* [Problem to work on]:
Look through the material below. Copy each line that contains the string "Tailwind".

* [Available data]:
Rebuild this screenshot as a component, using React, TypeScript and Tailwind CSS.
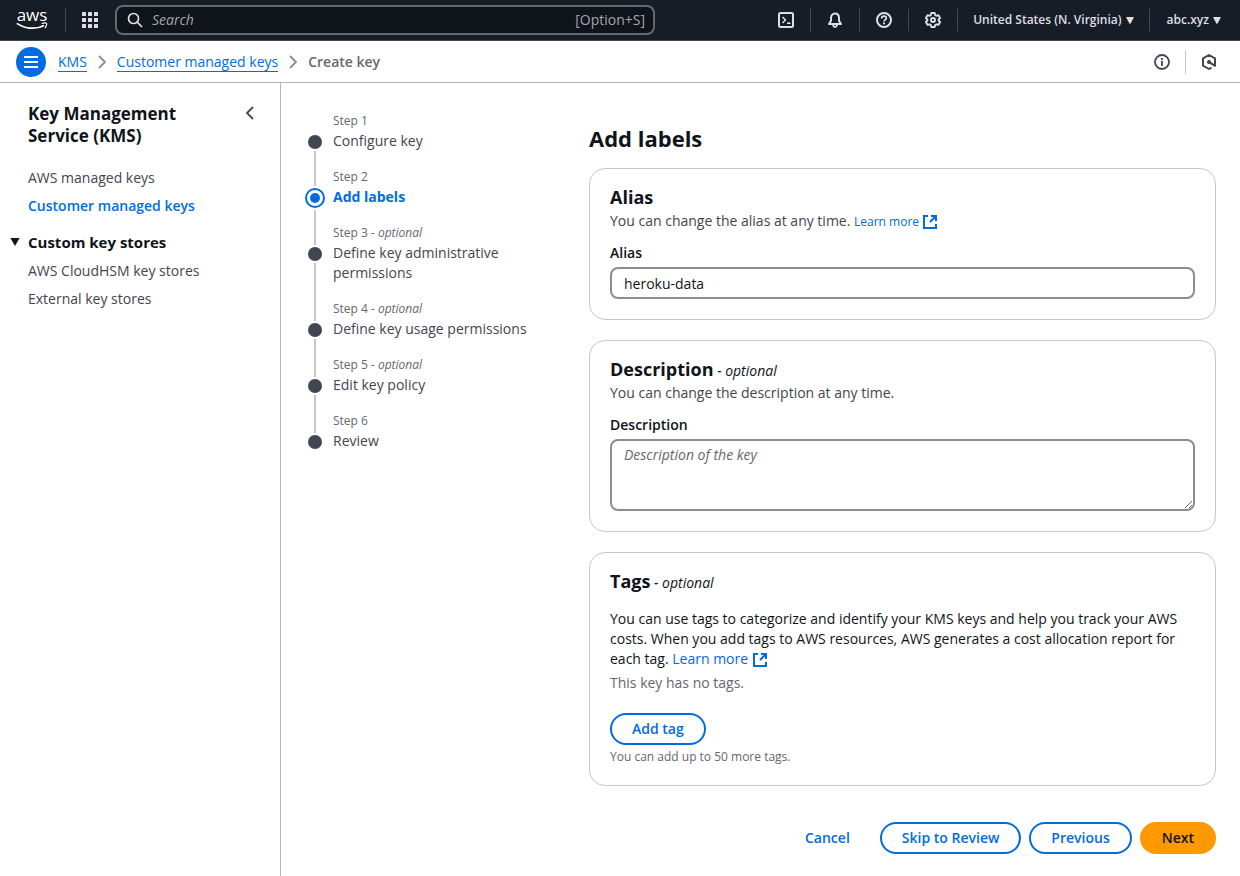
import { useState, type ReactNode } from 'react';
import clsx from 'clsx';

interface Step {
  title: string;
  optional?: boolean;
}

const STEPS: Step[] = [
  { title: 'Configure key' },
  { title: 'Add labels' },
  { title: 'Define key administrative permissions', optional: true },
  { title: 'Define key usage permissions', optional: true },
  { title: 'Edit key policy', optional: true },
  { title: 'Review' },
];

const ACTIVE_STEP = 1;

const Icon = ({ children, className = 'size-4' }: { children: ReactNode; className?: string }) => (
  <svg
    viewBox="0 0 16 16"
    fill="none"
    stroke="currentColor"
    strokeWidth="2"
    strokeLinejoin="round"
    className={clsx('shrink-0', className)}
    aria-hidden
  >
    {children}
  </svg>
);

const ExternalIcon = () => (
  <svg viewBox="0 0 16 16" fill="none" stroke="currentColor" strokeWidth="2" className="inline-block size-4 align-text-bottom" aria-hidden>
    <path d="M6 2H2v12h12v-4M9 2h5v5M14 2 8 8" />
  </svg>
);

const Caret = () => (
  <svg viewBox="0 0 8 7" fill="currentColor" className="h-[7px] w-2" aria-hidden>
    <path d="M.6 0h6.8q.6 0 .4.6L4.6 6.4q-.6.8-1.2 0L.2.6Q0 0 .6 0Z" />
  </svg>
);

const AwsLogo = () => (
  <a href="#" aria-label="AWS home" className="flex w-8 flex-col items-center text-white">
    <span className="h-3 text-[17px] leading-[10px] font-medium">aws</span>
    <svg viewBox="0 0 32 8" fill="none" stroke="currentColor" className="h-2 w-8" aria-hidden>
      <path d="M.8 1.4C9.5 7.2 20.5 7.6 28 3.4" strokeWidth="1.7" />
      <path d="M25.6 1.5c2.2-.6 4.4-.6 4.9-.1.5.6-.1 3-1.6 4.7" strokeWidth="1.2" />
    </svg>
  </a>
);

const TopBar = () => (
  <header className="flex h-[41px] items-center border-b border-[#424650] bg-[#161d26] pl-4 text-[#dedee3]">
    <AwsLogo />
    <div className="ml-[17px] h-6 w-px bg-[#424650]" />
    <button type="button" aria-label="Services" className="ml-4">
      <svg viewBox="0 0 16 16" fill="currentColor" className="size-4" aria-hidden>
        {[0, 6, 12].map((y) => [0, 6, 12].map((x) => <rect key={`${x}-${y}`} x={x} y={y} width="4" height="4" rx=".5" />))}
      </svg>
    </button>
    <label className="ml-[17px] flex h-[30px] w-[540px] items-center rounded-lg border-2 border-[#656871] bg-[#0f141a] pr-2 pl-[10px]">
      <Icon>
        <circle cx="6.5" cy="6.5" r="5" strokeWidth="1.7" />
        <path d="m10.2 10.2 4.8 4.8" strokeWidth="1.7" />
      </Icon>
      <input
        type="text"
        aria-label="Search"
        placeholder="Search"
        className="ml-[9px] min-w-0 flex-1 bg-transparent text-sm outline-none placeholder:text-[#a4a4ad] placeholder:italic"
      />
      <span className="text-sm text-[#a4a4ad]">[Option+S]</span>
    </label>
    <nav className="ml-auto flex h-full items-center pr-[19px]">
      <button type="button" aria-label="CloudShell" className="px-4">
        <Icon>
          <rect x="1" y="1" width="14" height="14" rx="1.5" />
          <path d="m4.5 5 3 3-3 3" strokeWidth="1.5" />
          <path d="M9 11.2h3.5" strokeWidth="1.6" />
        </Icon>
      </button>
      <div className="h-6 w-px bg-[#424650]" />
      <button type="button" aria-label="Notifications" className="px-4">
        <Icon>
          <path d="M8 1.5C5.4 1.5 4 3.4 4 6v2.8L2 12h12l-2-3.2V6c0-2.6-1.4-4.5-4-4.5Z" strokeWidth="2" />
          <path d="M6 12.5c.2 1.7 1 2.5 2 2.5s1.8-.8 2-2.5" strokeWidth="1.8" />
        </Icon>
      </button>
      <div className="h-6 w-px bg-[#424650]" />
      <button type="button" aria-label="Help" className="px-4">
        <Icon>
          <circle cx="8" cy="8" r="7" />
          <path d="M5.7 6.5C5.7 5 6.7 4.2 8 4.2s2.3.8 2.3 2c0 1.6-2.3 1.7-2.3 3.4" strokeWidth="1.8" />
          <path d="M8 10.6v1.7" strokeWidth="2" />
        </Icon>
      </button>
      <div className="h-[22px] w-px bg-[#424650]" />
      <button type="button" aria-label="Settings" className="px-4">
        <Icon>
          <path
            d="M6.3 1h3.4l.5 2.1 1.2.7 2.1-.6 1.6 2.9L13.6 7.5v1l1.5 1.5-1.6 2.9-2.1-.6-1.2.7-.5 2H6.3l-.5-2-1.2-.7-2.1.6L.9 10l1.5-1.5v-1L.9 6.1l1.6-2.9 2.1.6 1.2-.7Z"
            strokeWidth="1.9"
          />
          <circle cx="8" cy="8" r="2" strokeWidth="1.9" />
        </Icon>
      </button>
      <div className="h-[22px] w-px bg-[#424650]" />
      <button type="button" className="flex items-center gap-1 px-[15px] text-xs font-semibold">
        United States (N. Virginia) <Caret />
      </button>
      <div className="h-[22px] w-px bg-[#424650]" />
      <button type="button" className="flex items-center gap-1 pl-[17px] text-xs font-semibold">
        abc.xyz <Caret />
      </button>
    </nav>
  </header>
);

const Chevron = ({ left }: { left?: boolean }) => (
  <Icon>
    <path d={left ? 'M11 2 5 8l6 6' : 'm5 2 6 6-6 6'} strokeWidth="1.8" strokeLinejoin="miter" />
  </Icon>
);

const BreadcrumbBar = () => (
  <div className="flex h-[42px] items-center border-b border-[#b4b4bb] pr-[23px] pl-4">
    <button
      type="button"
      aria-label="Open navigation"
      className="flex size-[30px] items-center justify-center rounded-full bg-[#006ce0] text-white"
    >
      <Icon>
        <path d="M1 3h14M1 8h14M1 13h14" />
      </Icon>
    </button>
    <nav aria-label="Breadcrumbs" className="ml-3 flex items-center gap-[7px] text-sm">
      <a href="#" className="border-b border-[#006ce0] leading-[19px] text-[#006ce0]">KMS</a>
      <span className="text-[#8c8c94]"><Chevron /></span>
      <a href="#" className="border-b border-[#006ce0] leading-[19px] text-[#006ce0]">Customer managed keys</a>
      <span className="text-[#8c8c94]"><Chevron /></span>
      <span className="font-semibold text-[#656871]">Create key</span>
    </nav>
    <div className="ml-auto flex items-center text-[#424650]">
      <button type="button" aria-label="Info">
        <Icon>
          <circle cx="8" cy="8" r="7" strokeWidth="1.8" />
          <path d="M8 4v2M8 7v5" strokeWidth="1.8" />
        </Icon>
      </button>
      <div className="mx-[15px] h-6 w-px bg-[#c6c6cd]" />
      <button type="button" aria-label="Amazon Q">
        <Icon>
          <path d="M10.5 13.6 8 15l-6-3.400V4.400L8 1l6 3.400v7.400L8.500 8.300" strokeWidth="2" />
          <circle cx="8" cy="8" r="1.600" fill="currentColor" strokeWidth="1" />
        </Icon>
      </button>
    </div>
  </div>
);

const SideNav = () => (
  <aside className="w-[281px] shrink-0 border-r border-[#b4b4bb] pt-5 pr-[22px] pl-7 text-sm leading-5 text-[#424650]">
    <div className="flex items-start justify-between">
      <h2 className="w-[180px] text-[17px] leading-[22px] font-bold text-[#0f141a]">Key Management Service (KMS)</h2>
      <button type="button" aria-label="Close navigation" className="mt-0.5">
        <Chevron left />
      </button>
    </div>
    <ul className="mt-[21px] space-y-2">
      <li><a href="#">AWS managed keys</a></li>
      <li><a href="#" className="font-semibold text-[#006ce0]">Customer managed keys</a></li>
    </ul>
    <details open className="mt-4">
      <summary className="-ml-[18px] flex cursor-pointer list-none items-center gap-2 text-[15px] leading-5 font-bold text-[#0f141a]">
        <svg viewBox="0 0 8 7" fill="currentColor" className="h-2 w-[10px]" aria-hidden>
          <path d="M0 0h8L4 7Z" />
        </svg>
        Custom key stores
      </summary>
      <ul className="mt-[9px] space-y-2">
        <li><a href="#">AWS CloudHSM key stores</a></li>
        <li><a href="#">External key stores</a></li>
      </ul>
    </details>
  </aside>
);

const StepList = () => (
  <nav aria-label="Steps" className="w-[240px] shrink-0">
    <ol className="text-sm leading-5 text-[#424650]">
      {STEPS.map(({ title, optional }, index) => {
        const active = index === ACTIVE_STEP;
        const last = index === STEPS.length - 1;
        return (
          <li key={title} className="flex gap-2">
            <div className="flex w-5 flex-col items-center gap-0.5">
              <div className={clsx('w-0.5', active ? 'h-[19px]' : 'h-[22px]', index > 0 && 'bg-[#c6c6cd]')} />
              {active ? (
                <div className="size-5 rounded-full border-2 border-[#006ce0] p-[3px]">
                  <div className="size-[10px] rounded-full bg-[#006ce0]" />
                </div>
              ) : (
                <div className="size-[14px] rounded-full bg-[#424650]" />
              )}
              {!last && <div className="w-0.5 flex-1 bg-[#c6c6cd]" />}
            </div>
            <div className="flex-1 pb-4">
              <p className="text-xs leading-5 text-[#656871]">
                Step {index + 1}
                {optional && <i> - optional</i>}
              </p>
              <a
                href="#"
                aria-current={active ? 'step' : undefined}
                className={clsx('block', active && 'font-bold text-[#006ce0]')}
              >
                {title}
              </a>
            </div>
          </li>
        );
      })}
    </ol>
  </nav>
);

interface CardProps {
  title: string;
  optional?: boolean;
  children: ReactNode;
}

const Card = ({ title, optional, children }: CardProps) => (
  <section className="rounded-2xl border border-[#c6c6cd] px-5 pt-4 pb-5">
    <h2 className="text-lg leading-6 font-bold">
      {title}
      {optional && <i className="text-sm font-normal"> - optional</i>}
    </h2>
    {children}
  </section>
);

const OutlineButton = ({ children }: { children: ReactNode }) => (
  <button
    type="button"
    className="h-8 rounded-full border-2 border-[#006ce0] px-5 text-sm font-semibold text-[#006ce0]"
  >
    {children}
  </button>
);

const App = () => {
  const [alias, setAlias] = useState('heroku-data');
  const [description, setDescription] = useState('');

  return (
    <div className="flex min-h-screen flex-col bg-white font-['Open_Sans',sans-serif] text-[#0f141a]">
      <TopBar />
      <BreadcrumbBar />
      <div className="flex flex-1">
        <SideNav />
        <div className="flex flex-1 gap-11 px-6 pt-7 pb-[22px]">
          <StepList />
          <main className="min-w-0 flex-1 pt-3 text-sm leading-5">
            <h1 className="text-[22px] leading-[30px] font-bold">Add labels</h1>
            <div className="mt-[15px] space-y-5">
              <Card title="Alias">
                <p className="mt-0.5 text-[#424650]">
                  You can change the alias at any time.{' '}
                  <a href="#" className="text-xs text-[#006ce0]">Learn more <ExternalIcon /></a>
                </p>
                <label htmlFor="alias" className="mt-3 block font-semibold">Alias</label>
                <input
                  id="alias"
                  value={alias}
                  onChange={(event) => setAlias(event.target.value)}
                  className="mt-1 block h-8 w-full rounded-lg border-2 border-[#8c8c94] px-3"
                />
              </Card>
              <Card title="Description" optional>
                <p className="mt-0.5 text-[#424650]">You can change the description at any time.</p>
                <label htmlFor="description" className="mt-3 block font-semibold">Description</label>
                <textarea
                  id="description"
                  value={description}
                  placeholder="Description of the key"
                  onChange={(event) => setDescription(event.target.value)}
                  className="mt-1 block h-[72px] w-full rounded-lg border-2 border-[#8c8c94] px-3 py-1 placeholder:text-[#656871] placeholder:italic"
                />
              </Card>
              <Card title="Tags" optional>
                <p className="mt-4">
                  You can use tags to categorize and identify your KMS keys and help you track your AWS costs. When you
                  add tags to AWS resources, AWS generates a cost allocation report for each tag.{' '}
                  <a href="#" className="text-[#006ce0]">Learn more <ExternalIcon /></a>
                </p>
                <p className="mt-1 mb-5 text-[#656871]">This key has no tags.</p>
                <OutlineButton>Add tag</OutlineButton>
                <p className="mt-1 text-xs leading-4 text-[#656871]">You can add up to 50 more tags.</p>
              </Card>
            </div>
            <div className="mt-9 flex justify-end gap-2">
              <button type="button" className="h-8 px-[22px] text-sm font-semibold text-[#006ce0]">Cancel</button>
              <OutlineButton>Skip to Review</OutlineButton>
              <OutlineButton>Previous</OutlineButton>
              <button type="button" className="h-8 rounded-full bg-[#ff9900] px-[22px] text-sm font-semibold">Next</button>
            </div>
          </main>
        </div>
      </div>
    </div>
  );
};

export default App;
==
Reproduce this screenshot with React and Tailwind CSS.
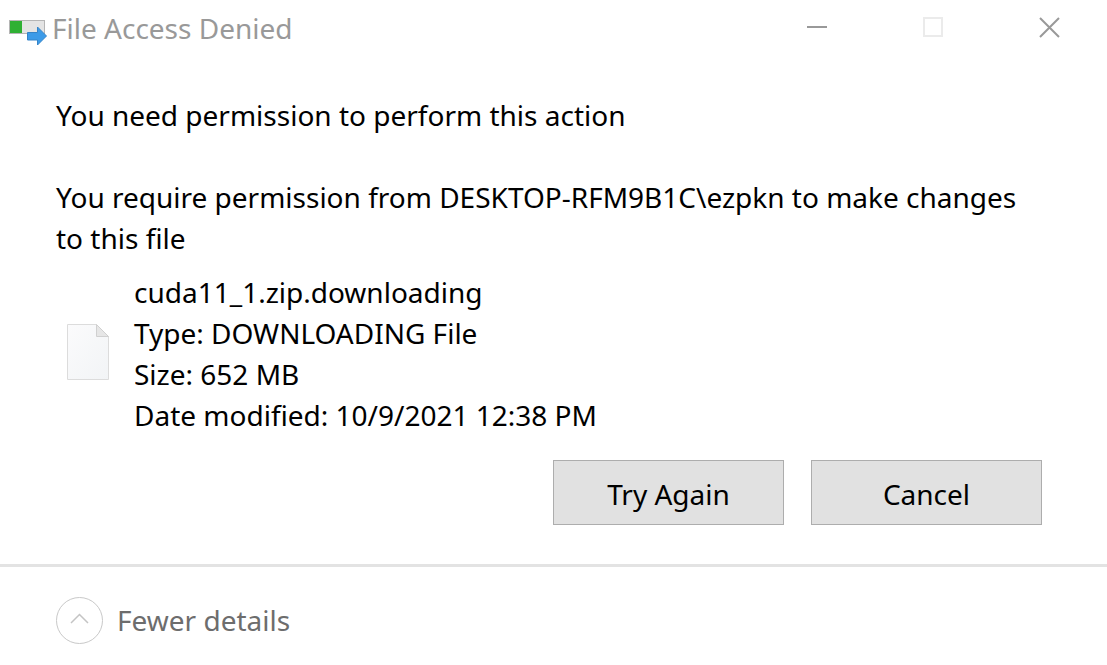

* [Exercise response]:
Rebuild this screenshot as a component, using React, TypeScript and Tailwind CSS.
Reproduce this screenshot with React and Tailwind CSS.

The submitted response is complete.